Morla’s multiplicity works well pedagogically, too, as she has been a respected professor at California College of the Arts (formerly California College of Arts and Crafts) since 1992. “I’m pretty pragmatic with students,” she says. “I stress the importance of gathering research and analyzing information—I ask them to bring in fifty solutions to a single problem, and tell them they can’t shortchange any of them.”

Her career in academics, it seems, has all the staying power and panache of her design calling. “She’s a great colleague, and very tough on the students—in a good way,” says Michael Vanderbyl, a designer, friend and colleague in the CCA undergraduate design program. “She helps students forge their ideas, to make sure things are conceptually sound. It’s all about getting to the core root of the investigation.”

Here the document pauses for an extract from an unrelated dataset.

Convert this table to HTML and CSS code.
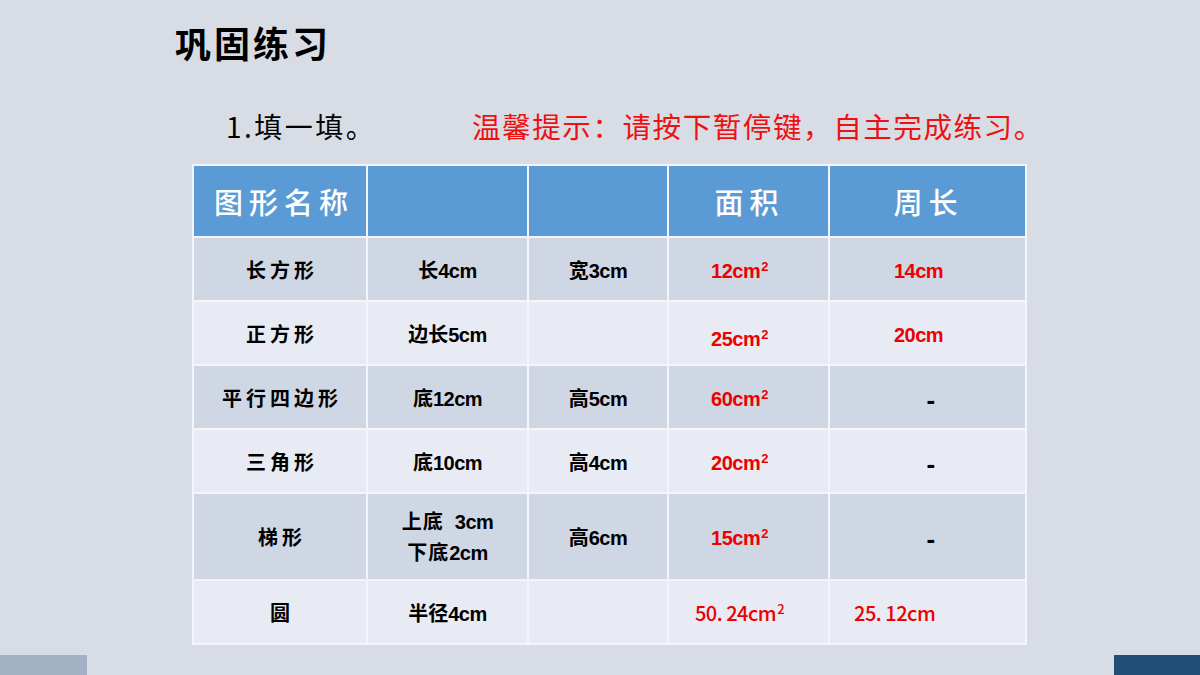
FILE: index.html
```html
<!DOCTYPE html>
<html lang="zh-CN">
<head>
<meta charset="utf-8">
<link rel="stylesheet" href="styles.css">
</head>
<body>
<div class="page">
  <h1 class="title">巩固练习</h1>
  <div class="sub">
    <span class="task">1.填一填。</span>
    <span class="tip">温馨提示：请按下暂停键，自主完成练习。</span>
  </div>
  <table class="grid">
    <colgroup>
      <col class="c1"><col class="c2"><col class="c3"><col class="c4"><col class="c5">
    </colgroup>
    <thead>
      <tr>
        <th class="h-name">图形名称</th>
        <th></th>
        <th></th>
        <th class="h-c">面积</th>
        <th class="h-c">周长</th>
      </tr>
    </thead>
    <tbody>
      <tr class="dark">
        <td class="nm">长方形</td>
        <td>长<span class="n">4cm</span></td>
        <td>宽<span class="n">3cm</span></td>
        <td class="red"><span class="n">12cm<span class="sq">2</span></span></td>
        <td class="red"><span class="n">14cm</span></td>
      </tr>
      <tr class="light">
        <td class="nm">正方形</td>
        <td>边长<span class="n">5cm</span></td>
        <td></td>
        <td class="red low"><span class="n">25cm<span class="sq">2</span></span></td>
        <td class="red"><span class="n">20cm</span></td>
      </tr>
      <tr class="dark">
        <td class="nm">平行四边形</td>
        <td>底<span class="n">12cm</span></td>
        <td>高<span class="n">5cm</span></td>
        <td class="red"><span class="n">60cm<span class="sq">2</span></span></td>
        <td class="dash"><span class="n">-</span></td>
      </tr>
      <tr class="light">
        <td class="nm">三角形</td>
        <td>底<span class="n">10cm</span></td>
        <td>高<span class="n">4cm</span></td>
        <td class="red"><span class="n">20cm<span class="sq">2</span></span></td>
        <td class="dash"><span class="n">-</span></td>
      </tr>
      <tr class="dark tall">
        <td class="nm">梯形</td>
        <td class="two">上底&nbsp; <span class="n">3cm</span><br>下底<span class="n">2cm</span></td>
        <td>高<span class="n">6cm</span></td>
        <td class="red"><span class="n">15cm<span class="sq">2</span></span></td>
        <td class="dash"><span class="n">-</span></td>
      </tr>
      <tr class="light">
        <td class="nm">圆</td>
        <td>半径<span class="n">4cm</span></td>
        <td></td>
        <td class="red"><span class="hei">50. 24cm<span class="sq">2</span></span></td>
        <td class="red left"><span class="hei">25. 12cm</span></td>
      </tr>
    </tbody>
  </table>
  <div class="footer">
    <div class="bar bar-l"></div>
    <div class="bar bar-r"></div>
  </div>
</div>
</body>
</html>
```

FILE: styles.css
```css
* { box-sizing: border-box; }
html, body { margin: 0; padding: 0; }
body {
  background: #d8dde5;
  font-family: "Noto Sans CJK SC", "Liberation Sans", sans-serif;
  color: #000;
}
.page {
  width: 1200px;
  height: 675px;
  display: flex;
  flex-direction: column;
  overflow: hidden;
}
.title {
  margin: 18px 0 0 175px;
  font-size: 36px;
  line-height: 48px;
  font-weight: 700;
  letter-spacing: 3px;
}
.sub {
  margin: 40px 0 0 226px;
  display: flex;
  align-items: center;
  height: 40px;
  font-size: 28px;
  line-height: 40px;
}
.task {
  width: 246px;
  font-family: "Noto Sans CJK SC", sans-serif;
  letter-spacing: 2.5px;
}
.tip { color: #ee1111; font-size: 28.6px; letter-spacing: 1.5px; }

.grid {
  margin: 18px 0 0 192px;
  width: 833px;
  border-collapse: collapse;
  table-layout: fixed;
}
.c1 { width: 174px; }
.c2 { width: 161px; }
.c3 { width: 140px; }
.c4 { width: 161px; }
.c5 { width: 197px; }
.grid th, .grid td {
  border: 2px solid #f3f5fa;
  padding: 0;
  text-align: center;
  vertical-align: middle;
}
.grid thead th {
  background: #5b9bd5;
  color: #fff;
  height: 72px;
  font-size: 29px;
  font-weight: 500;
  letter-spacing: 6px;
}
.grid th.h-name { text-align: left; padding-left: 20px; }
.grid th.h-c { padding-left: 2px; }
.grid td {
  height: 64px;
  font-size: 20px;
  font-weight: 700;
}
.grid tr.tall td { height: 87px; }
.grid tr.dark td { background: #cfd7e5; }
.grid tr.light td { background: #e8ebf3; }
.grid td.nm { letter-spacing: 4px; padding-left: 4px; }
.n {
  font-family: "Liberation Sans", sans-serif;
  font-weight: 700;
  letter-spacing: -0.5px;
}
.sq {
  font-size: 13px;
  vertical-align: 7px;
  line-height: 0;
  margin-left: 1px;
}
.grid td.two { line-height: 29px; letter-spacing: 1px; }
.grid td.red { color: #ee0000; padding-right: 18px; }
.grid td.red.low { padding-top: 8px; }
.grid td.dash { padding-left: 6px; font-size: 26px; }
.grid td.left { text-align: left; padding-left: 24px; padding-right: 0; }
.hei {
  font-family: "Noto Sans CJK SC", sans-serif;
  font-weight: 500;
  letter-spacing: -0.5px;
}
.footer {
  margin-top: auto;
  display: flex;
  justify-content: space-between;
  height: 20px;
}
.bar { width: 87px; height: 20px; }
.bar-l { background: #a2b1c4; }
.bar-r { width: 86px; background: #1f4e79; }
```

Vanderbyl points to Morla’s tenacity as perhaps her strongest asset: “Jennifer’s a tough cookie, and I mean that with love,” he says. “She has great conviction, she stands behind what she is interested in. That’s what’s allowed her to survive in this business.” Her ability to thrive, to excel, may also rest in her graceful rise to challenges, such as being commissioned to design a 1998 New York Times Magazine cover. “The creative director called me up,” she says, “and asked if I would like to design the cover—of course I would! Though she also told me, ‘We don’t really pay, we have two weeks, we’re also going to ask five other designers to submit covers.’” Those “other designers” included esteemed peers Tibor Kalman, Margaret Youngblood and Stefan Sagmeister—all of whom had work published in that issue’s interior pages. The cover line read: “The Shock of the Familiar.”

What could have easily been a competitive design-star melee became, for Morla, a means of rethinking. “Everything is designed,” she says, “we just don’t know it.” Sagmeister recalls working on the project and how Morla’s penchant for the simple and sublime won out: “I worked for a couple weeks on my cover, which involved a complex photo shoot with animals and illustration and type all over. And then Jennifer came along and solved it all by turning the New York Times-logo upside down. She manages to make simplicity entertaining.”